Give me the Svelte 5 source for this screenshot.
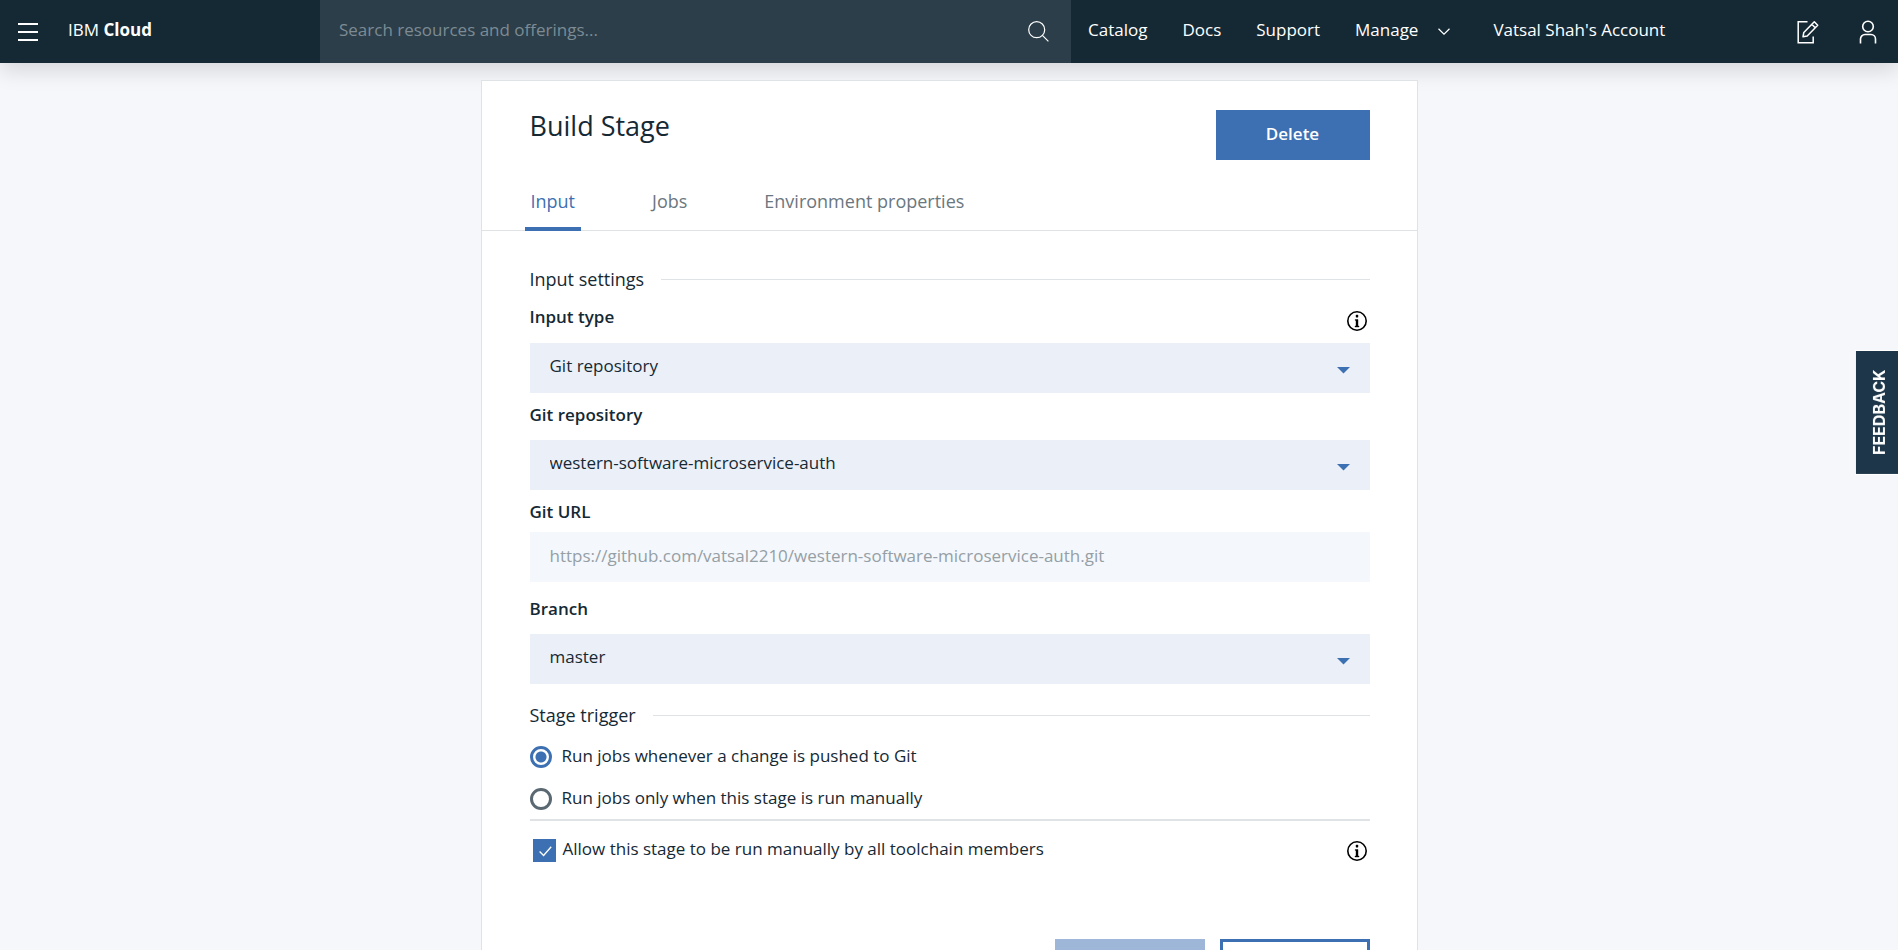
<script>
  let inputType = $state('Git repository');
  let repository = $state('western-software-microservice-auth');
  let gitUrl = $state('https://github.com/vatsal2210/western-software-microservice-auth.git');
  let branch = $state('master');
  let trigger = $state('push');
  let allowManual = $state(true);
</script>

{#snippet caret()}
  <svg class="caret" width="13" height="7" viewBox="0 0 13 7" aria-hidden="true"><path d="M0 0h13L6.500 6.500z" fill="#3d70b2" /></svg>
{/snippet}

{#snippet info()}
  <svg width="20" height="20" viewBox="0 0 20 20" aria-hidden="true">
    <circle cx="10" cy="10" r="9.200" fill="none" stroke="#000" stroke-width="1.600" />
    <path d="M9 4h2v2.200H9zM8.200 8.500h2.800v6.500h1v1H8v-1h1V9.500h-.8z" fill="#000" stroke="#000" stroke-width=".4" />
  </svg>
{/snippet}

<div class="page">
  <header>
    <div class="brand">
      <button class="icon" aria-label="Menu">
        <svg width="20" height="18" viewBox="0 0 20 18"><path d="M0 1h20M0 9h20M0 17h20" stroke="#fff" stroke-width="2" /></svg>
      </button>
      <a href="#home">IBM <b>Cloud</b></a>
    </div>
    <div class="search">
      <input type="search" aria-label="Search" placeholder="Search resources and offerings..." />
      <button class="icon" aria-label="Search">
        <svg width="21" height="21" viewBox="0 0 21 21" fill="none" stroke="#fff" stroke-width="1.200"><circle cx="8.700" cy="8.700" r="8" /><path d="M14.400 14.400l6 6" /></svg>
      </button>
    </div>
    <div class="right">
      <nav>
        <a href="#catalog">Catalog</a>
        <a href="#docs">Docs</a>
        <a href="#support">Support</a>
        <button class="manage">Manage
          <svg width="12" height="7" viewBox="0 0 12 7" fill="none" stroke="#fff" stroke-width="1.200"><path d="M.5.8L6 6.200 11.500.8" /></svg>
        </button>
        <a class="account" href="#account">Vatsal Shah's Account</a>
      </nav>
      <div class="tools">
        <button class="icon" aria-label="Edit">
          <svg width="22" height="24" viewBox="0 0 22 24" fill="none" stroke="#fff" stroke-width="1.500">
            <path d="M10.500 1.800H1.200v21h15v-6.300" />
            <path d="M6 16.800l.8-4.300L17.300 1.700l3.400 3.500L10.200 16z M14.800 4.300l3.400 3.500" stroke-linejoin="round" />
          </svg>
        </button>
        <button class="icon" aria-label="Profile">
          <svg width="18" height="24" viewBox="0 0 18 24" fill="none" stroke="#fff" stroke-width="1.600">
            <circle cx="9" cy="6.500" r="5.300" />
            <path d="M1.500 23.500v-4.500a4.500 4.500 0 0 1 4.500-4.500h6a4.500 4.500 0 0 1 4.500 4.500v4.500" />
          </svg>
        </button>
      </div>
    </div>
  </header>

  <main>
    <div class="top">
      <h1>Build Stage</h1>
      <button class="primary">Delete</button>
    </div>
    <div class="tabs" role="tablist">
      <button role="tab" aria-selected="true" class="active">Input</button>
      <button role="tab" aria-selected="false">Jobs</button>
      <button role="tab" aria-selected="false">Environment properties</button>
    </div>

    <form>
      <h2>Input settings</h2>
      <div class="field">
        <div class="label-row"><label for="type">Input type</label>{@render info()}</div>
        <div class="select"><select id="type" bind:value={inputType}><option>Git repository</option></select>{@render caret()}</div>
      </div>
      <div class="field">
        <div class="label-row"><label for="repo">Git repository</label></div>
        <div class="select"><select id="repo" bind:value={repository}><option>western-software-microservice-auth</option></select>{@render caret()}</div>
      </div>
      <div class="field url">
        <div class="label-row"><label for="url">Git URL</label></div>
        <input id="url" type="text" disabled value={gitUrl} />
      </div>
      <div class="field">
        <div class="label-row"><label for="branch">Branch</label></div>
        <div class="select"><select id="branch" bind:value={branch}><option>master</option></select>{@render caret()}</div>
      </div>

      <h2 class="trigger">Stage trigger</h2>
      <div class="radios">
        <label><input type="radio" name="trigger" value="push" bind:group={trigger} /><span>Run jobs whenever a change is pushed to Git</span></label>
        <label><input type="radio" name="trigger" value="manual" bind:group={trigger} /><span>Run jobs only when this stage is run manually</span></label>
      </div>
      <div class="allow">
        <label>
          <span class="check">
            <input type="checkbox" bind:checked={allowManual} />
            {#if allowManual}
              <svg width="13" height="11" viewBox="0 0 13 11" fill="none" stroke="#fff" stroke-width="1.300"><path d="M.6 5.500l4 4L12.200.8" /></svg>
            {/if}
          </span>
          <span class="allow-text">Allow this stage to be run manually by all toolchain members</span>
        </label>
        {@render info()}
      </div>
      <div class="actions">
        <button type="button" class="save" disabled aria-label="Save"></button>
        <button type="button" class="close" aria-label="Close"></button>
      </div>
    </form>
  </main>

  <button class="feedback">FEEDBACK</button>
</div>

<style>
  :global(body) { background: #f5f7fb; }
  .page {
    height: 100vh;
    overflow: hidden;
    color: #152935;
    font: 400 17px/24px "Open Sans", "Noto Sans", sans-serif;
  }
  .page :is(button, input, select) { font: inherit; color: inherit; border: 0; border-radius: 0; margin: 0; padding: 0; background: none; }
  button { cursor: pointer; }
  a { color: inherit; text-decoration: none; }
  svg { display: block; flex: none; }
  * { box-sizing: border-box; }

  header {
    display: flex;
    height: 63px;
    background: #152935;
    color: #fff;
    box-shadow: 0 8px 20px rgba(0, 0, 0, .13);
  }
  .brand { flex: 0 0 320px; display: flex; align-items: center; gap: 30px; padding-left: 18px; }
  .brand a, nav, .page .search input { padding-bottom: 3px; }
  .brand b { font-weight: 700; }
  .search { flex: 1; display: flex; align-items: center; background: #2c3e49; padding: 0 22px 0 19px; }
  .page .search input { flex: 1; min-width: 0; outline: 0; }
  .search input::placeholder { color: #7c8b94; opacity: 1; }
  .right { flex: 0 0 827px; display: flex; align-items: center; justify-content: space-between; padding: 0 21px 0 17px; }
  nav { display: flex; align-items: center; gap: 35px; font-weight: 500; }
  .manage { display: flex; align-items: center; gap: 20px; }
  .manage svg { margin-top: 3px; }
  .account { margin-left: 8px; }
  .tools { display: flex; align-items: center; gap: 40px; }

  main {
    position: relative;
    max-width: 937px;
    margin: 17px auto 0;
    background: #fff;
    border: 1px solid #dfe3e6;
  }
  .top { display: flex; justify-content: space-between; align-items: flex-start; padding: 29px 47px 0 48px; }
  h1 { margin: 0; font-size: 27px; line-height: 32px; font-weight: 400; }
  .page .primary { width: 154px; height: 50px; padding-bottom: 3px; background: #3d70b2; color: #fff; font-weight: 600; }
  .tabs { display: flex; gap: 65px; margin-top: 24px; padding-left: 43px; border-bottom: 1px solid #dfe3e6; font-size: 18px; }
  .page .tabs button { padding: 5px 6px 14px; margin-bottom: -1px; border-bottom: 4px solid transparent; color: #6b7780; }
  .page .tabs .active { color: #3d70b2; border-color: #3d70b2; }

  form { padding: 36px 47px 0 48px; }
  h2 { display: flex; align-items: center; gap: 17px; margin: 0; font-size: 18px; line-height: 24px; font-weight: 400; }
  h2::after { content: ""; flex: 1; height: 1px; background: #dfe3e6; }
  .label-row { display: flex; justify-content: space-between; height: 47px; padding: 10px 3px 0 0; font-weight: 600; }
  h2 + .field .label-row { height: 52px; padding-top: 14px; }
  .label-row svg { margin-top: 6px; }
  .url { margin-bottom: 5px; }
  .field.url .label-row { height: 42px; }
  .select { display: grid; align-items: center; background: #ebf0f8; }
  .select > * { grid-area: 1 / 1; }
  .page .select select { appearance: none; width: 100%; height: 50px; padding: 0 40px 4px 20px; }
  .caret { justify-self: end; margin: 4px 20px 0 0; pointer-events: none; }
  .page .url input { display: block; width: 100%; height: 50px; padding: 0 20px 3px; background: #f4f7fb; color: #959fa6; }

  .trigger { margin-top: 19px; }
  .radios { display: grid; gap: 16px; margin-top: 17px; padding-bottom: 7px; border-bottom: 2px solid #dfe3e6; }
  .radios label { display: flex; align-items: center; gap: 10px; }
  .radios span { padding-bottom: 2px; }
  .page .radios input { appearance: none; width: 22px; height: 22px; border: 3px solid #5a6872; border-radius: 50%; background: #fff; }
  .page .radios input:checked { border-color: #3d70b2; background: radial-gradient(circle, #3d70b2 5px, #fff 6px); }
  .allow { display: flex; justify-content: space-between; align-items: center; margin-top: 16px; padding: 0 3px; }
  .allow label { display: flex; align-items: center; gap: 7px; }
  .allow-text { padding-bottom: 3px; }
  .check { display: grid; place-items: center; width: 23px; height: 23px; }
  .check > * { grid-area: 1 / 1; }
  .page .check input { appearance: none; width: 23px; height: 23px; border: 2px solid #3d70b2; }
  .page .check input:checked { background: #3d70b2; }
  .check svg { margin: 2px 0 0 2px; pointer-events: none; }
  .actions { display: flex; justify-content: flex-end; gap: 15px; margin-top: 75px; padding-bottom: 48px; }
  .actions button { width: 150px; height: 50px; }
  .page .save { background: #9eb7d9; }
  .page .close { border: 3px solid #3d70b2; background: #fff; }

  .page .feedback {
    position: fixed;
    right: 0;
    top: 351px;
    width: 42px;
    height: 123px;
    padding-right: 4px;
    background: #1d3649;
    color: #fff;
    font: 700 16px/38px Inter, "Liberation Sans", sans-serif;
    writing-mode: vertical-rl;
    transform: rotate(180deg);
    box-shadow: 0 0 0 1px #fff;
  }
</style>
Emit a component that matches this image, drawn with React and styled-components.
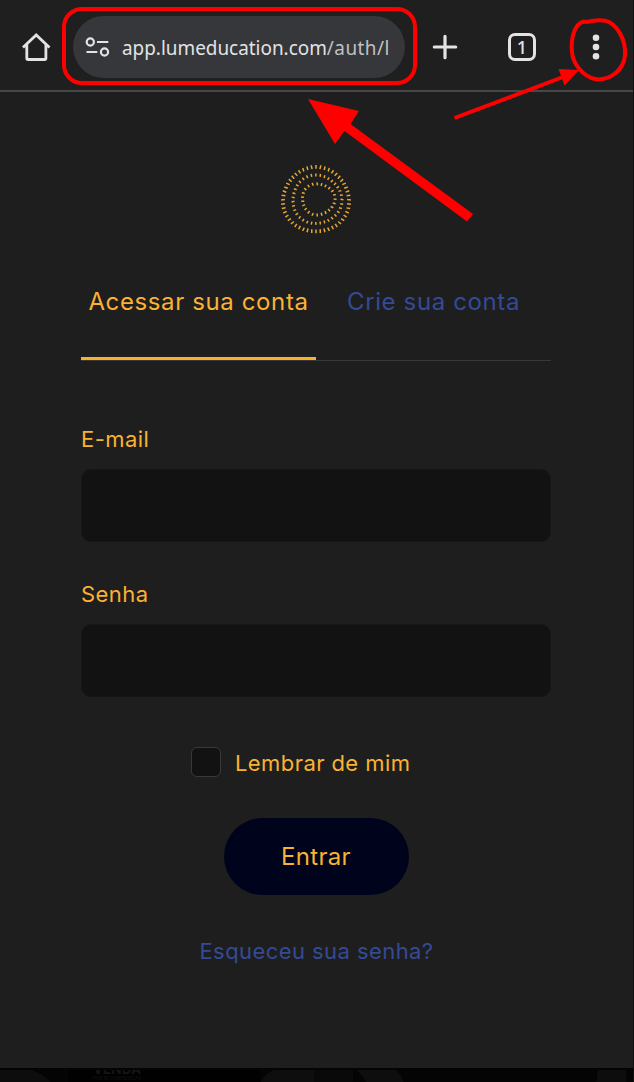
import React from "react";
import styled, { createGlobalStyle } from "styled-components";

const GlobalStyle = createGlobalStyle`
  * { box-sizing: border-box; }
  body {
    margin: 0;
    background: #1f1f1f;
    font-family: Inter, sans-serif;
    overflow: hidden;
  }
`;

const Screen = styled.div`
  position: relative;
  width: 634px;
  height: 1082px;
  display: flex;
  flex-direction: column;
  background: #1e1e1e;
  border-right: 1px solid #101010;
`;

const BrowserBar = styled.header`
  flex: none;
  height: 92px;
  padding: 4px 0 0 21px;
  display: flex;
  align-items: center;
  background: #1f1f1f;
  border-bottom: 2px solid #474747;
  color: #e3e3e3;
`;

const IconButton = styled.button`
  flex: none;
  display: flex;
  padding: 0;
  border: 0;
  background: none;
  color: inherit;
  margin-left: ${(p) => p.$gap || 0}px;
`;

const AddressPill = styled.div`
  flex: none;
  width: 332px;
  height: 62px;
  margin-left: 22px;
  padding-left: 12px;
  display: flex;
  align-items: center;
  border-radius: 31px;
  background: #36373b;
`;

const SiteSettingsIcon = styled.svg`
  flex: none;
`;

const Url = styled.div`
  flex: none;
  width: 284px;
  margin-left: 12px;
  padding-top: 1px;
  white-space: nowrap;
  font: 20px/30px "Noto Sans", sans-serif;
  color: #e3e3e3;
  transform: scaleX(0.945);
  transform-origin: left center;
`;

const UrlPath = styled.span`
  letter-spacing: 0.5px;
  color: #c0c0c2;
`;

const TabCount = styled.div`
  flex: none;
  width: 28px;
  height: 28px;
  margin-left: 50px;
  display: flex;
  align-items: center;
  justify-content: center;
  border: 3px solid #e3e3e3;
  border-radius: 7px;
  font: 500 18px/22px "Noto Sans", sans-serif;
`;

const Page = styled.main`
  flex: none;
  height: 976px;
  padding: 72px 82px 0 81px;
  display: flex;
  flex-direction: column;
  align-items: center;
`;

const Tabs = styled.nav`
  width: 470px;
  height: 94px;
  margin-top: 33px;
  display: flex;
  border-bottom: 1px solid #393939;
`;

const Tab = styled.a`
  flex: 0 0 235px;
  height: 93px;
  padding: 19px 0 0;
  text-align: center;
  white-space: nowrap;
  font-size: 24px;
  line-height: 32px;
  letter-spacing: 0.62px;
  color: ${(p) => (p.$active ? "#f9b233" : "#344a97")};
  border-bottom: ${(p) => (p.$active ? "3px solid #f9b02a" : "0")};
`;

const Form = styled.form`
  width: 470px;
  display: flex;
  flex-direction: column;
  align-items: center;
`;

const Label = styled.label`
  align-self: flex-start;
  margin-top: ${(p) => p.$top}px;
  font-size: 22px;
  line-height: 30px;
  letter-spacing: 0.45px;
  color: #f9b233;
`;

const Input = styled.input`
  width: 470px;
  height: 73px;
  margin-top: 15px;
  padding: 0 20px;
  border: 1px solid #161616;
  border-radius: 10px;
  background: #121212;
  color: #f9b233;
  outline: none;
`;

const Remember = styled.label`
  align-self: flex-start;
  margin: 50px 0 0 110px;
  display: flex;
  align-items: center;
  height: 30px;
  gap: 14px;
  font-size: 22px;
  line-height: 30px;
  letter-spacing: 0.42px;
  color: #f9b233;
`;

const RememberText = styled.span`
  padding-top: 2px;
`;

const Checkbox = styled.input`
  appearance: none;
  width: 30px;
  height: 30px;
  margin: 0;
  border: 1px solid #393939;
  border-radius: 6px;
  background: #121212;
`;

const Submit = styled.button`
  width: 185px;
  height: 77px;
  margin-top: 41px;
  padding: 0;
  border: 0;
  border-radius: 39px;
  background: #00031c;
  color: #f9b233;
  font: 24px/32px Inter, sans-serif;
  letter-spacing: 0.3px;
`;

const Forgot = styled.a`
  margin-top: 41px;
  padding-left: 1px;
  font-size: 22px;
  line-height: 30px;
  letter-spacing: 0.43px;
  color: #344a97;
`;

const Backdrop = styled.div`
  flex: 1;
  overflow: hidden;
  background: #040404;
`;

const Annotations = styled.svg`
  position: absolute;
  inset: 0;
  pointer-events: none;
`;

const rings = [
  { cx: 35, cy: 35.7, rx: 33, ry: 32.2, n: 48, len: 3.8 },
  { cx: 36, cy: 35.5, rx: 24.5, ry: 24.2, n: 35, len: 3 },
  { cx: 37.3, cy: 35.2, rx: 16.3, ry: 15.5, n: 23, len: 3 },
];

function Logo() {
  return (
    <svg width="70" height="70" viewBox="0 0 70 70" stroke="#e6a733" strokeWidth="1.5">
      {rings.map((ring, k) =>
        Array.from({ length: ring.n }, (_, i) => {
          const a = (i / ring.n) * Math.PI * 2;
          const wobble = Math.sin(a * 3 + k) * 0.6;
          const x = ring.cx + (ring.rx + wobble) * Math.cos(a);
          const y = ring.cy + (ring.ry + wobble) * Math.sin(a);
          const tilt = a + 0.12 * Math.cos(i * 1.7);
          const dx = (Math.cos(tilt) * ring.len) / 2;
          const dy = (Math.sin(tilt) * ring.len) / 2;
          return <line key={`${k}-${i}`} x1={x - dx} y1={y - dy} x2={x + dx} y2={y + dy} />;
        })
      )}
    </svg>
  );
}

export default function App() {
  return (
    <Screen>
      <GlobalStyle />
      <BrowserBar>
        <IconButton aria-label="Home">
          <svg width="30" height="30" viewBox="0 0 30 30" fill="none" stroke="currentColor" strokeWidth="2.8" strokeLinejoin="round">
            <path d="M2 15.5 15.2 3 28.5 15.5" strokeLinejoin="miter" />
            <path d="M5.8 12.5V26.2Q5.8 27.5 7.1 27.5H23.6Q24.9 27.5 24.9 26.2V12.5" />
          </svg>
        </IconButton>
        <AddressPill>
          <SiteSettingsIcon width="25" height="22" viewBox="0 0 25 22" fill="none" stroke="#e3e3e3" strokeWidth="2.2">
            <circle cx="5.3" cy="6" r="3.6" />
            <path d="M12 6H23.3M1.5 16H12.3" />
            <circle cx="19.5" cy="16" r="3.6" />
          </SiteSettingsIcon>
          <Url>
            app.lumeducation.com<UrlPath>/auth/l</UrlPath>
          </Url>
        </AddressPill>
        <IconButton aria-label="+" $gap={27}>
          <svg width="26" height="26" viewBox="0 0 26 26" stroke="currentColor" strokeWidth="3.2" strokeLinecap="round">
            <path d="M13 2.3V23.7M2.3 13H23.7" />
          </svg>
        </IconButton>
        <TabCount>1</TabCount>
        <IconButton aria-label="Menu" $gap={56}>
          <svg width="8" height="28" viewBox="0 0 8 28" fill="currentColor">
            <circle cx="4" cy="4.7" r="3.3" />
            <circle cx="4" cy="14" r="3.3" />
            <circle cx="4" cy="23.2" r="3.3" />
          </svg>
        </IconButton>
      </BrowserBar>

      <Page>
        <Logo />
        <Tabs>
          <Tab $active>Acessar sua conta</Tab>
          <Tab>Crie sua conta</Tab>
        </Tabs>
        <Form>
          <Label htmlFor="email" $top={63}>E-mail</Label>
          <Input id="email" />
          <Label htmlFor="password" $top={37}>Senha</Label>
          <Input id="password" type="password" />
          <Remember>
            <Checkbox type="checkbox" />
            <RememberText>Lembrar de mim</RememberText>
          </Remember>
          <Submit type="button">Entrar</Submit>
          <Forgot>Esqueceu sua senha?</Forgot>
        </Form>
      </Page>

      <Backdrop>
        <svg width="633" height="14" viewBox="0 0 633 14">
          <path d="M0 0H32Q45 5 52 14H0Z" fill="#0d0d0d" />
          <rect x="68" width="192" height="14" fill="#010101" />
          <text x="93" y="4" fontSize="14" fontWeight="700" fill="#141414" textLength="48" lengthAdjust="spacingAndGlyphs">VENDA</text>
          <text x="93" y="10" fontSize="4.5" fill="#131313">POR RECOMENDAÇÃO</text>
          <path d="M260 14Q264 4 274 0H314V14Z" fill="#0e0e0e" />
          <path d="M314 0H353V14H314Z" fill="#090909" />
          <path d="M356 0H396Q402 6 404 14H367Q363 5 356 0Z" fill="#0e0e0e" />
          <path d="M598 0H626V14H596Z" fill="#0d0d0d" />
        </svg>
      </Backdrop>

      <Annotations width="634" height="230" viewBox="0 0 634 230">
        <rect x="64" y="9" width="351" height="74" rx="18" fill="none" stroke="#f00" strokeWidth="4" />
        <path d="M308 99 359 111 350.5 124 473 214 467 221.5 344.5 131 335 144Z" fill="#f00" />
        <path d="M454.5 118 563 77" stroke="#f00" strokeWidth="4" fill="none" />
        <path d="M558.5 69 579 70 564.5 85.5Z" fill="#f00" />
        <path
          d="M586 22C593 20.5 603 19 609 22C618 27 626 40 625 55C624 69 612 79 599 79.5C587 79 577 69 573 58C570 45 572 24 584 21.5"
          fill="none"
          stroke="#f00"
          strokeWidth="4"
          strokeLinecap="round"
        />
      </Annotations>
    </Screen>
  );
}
^^^^^^^^
List each line of the records that holds the string "React".

Emit a component that matches this image, drawn with React and styled-components.
import React from "react";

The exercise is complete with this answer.